Naderer also turned a temporary assignment in the prestigious collegiate wood-bat Cape Cod Baseball League into a full-time summer gig, earning a spot in the league’s all-star game among the NCAA’s top talent. He was the first GCU player ever placed on a Cape League roster. Stankiewicz wants to get more Lopes in similar national summer leagues to expose them to the best players in the country, bolster their confidence and expand recognition of GCU’s program.
Stankiewicz’s staff recruited Naderer from Arcadia High in Phoenix, and the junior left-hander said, “The biggest draw for me was the coaching staff. The relationship I had with them right when they walked into my house and talked to me, I just knew they had me and my best interests in mind, not just for baseball, but in life.”
Mike Vaught, GCU’s vice president of athletics, credited University staff for creating more buzz around Brazell this season. By the end of March, the stadium already had exceeded last year’s total attendance. Promotional giveaways such as free hot dogs and black T-shirts for a “Black Out Night” have helped build the student fan base to a crowd that for years included more parents and girlfriends of players than casual fans.
The 35th Avenue parking garage that looms beyond Brazell’s rightfield wall has become something of a symbol for the program, too.
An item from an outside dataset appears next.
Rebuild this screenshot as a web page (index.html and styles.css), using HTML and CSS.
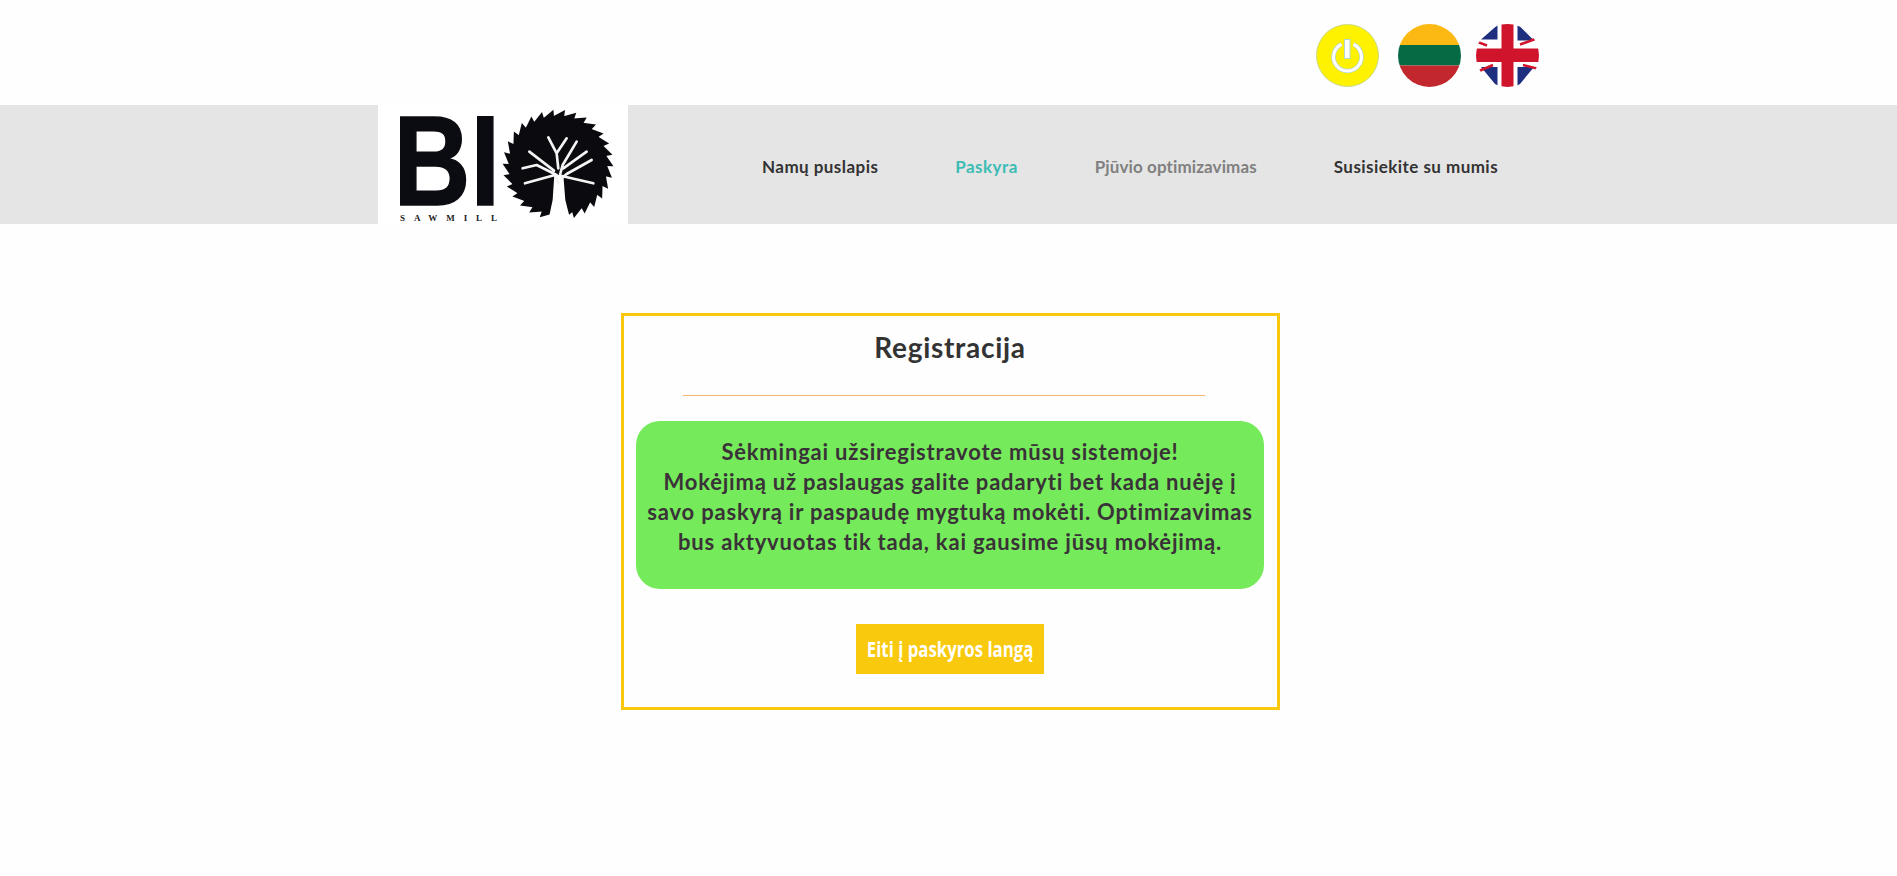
FILE: index.html
```html
<!DOCTYPE html>
<html lang="lt">
<head>
<meta charset="utf-8">
<title>Registracija</title>
<link rel="stylesheet" href="styles.css">
</head>
<body>
<div class="topbar">
  <a class="round power"><svg viewBox="0 0 63 63" width="63" height="63">
    <circle cx="31.5" cy="31.5" r="31" fill="#fff200" stroke="#c9d98a" stroke-width="1"/>
    <path d="M25.500 20.300 A14 14 0 1 0 37.500 20.300" fill="none" stroke="#b5d6cf" stroke-width="4.500"/>
    <path d="M25.500 20.300 A14 14 0 1 0 37.500 20.300" fill="none" stroke="#fff" stroke-width="3"/>
    <rect x="28.500" y="15.500" width="5.500" height="19" fill="#fff" stroke="#b5d6cf" stroke-width="1"/>
  </svg></a>
  <a class="round lt"><svg viewBox="0 0 63 63" width="63" height="63">
    <defs><clipPath id="c1"><circle cx="31.5" cy="31.5" r="31.5"/></clipPath></defs>
    <g clip-path="url(#c1)">
      <rect width="63" height="21" fill="#fdb913"/>
      <rect y="21" width="63" height="20.500" fill="#066a45"/>
      <rect y="41.500" width="63" height="21.500" fill="#c1272d"/>
    </g>
  </svg></a>
  <a class="round uk"><svg viewBox="0 0 63 63" width="63" height="63">
    <defs><clipPath id="c2"><circle cx="31.5" cy="31.5" r="31.5"/></clipPath></defs>
    <g clip-path="url(#c2)">
      <rect width="63" height="63" fill="#fff"/>
      <path d="M5 15.500 L21.500 1 L21.500 15.500 Z M41.500 0 L41.500 16.500 L58 16.500 Z M5 43 L21.500 43 L21.500 63 Z M41.500 43 L58 43 L41.500 63 Z" fill="#1f2f80"/>
      <path d="M0 17.500 L11 21.500 M44 20.500 L62 14 M2 47.500 L17 41 M47 41 L63 45" stroke="#cf142b" stroke-width="2.500"/>
      <rect x="25.500" width="12" height="63" fill="#cf142b"/>
      <rect y="24.500" width="63" height="13.500" fill="#cf142b"/>
    </g>
  </svg></a>
</div>

<header class="band">
  <a class="logo"><svg viewBox="0 0 250 119" width="250" height="119">
    <rect width="250" height="119" fill="#fff"/>
    <text class="logo-bi" x="15.500" y="100" textLength="106.500" lengthAdjust="spacingAndGlyphs">BI</text>
    <text class="logo-saw" x="22" y="115.500" textLength="97">SAWMILL</text>
    <defs><path id="tooth" d="M172 13 L187 5 L186 13 Z" fill="#0b0b0f"/></defs>
    <circle cx="180" cy="60" r="49" fill="#0b0b0f"/>
    <use href="#tooth"/>
    <use href="#tooth" transform="rotate(12 180 60)"/>
    <use href="#tooth" transform="rotate(24 180 60)"/>
    <use href="#tooth" transform="rotate(36 180 60)"/>
    <use href="#tooth" transform="rotate(48 180 60)"/>
    <use href="#tooth" transform="rotate(60 180 60)"/>
    <use href="#tooth" transform="rotate(72 180 60)"/>
    <use href="#tooth" transform="rotate(84 180 60)"/>
    <use href="#tooth" transform="rotate(96 180 60)"/>
    <use href="#tooth" transform="rotate(108 180 60)"/>
    <use href="#tooth" transform="rotate(120 180 60)"/>
    <use href="#tooth" transform="rotate(132 180 60)"/>
    <use href="#tooth" transform="rotate(144 180 60)"/>
    <use href="#tooth" transform="rotate(156 180 60)"/>
    <use href="#tooth" transform="rotate(168 180 60)"/>
    <use href="#tooth" transform="rotate(180 180 60)"/>
    <use href="#tooth" transform="rotate(192 180 60)"/>
    <use href="#tooth" transform="rotate(204 180 60)"/>
    <use href="#tooth" transform="rotate(216 180 60)"/>
    <use href="#tooth" transform="rotate(228 180 60)"/>
    <use href="#tooth" transform="rotate(240 180 60)"/>
    <use href="#tooth" transform="rotate(252 180 60)"/>
    <use href="#tooth" transform="rotate(264 180 60)"/>
    <use href="#tooth" transform="rotate(276 180 60)"/>
    <use href="#tooth" transform="rotate(288 180 60)"/>
    <use href="#tooth" transform="rotate(300 180 60)"/>
    <use href="#tooth" transform="rotate(312 180 60)"/>
    <use href="#tooth" transform="rotate(324 180 60)"/>
    <use href="#tooth" transform="rotate(336 180 60)"/>
    <use href="#tooth" transform="rotate(348 180 60)"/>
    <g transform="translate(-8 -5) scale(.3333)">
      <path d="M553 225 L580 225 L586 300 L605 375 L532 375 L548 300 Z" fill="#fff"/>
      <path d="M565 250 L555 225 L465 250 M560 225 L500 195 L458 205 M552 212 L478 155 M565 205 L560 160 L535 112 M560 160 L590 115 M570 225 L578 195 L620 125 M580 205 L650 155 M575 235 L590 222 L665 180 M575 228 L670 250" fill="none" stroke="#f4f4f4" stroke-width="8" stroke-linecap="round" stroke-linejoin="round"/>
    </g>
  </svg></a>
  <nav class="menu">
    <a class="item">Namų puslapis</a>
    <a class="item active">Paskyra</a>
    <a class="item muted">Pjūvio optimizavimas</a>
    <a class="item">Susisiekite su mumis</a>
  </nav>
</header>

<main class="main">
  <section class="card">
    <h1 class="title">Registracija</h1>
    <hr class="rule">
    <div class="notice">Sėkmingai užsiregistravote mūsų sistemoje!<br>Mokėjimą už paslaugas galite padaryti bet kada nuėję į<br>savo paskyrą ir paspaudę mygtuką mokėti. Optimizavimas<br>bus aktyvuotas tik tada, kai gausime jūsų mokėjimą.</div>
    <div class="actions"><a class="btn"><span class="btn-text">Eiti į paskyros langą</span></a></div>
  </section>
</main>
</body>
</html>
```
FILE: styles.css
```css
* { box-sizing: border-box; }
html, body { margin: 0; padding: 0; }
body {
  background: #fefefe;
  font-family: "Lato", "Liberation Sans", sans-serif;
  color: #333;
  height: 876px;
  overflow: hidden;
}
.topbar {
  height: 105px;
  display: flex;
  justify-content: flex-end;
  align-items: flex-start;
  padding: 24px 358px 0 0;
  background: #fefefe;
}
.round { display: block; width: 63px; height: 63px; }
.round svg { display: block; }
.power { margin-right: 19px; }
.lt { margin-right: 15px; }
.band {
  height: 119px;
  background: #e5e5e5;
  display: flex;
  padding-left: 378px;
}
.logo { display: block; width: 250px; height: 119px; }
.logo svg { display: block; }
.logo-bi {
  font-family: "Liberation Sans", sans-serif;
  font-weight: 700;
  font-size: 128px;
  fill: #0b0b12;
  stroke: #0b0b12;
  stroke-width: 1.5px;
}
.logo-saw {
  font-family: "Liberation Serif", serif;
  font-size: 9px;
  font-weight: 700;
  fill: #222;
}
.menu {
  display: flex;
  align-items: center;
  gap: 77px;
  padding: 3px 0 0 134px;
}
.item {
  font-size: 17px;
  font-weight: 700;
  letter-spacing: .45px;
  color: #333;
  white-space: nowrap;
}
.active { color: #3cbcb4; }
.muted { color: #808080; letter-spacing: .1px; }
.main {
  display: flex;
  justify-content: center;
  padding: 89px 0 0 4px;
}
.card {
  width: 659px;
  height: 397px;
  border: 3px solid #f9c80e;
  background: #fefefe;
  padding: 0 13px 0 12px;
  display: flex;
  flex-direction: column;
}
.title {
  margin: 13px 0 0;
  font-size: 28px;
  line-height: 36px;
  font-weight: 700;
  letter-spacing: .7px;
  text-align: center;
  color: #333;
}
.rule {
  margin: 30px 0 0 47px;
  width: 522px;
  height: 1px;
  border: 0;
  background: #f3b46c;
}
.notice {
  margin-top: 25px;
  height: 168px;
  padding-top: 16px;
  background: #75ea5a;
  border-radius: 24px;
  text-align: center;
  font-size: 22px;
  line-height: 30px;
  font-weight: 700;
  letter-spacing: .8px;
  color: #3a3238;
  white-space: nowrap;
}
.actions {
  margin-top: 35px;
  display: flex;
  justify-content: center;
}
.btn {
  width: 188px;
  height: 50px;
  background: #f9c90e;
  display: flex;
  align-items: center;
  justify-content: center;
}
.btn-text {
  display: block;
  font-family: "Open Sans", sans-serif;
  font-weight: 700;
  font-size: 21px;
  color: #fff;
  white-space: nowrap;
  transform: scaleX(.8);
}
```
Fans tailgate on the top floor and drape signs off the facade, which the athletic department took note of and duplicated with a huge “Game Day” baseball banner.
“When you’re trying to get that program image up to where you want it, the marketing and customer service factors into helping Andy build that championship program,” said Vaught, who believes the baseball program is among the most likely to claim GCU’s first D-I title. “With the recruiting class they have coming in, with the way they manage the program, I think they’re off to a good start.”
As the old baseball adage suggests, it’s a marathon, not a sprint. But with the right perspective, Omaha really isn’t that far away, after all.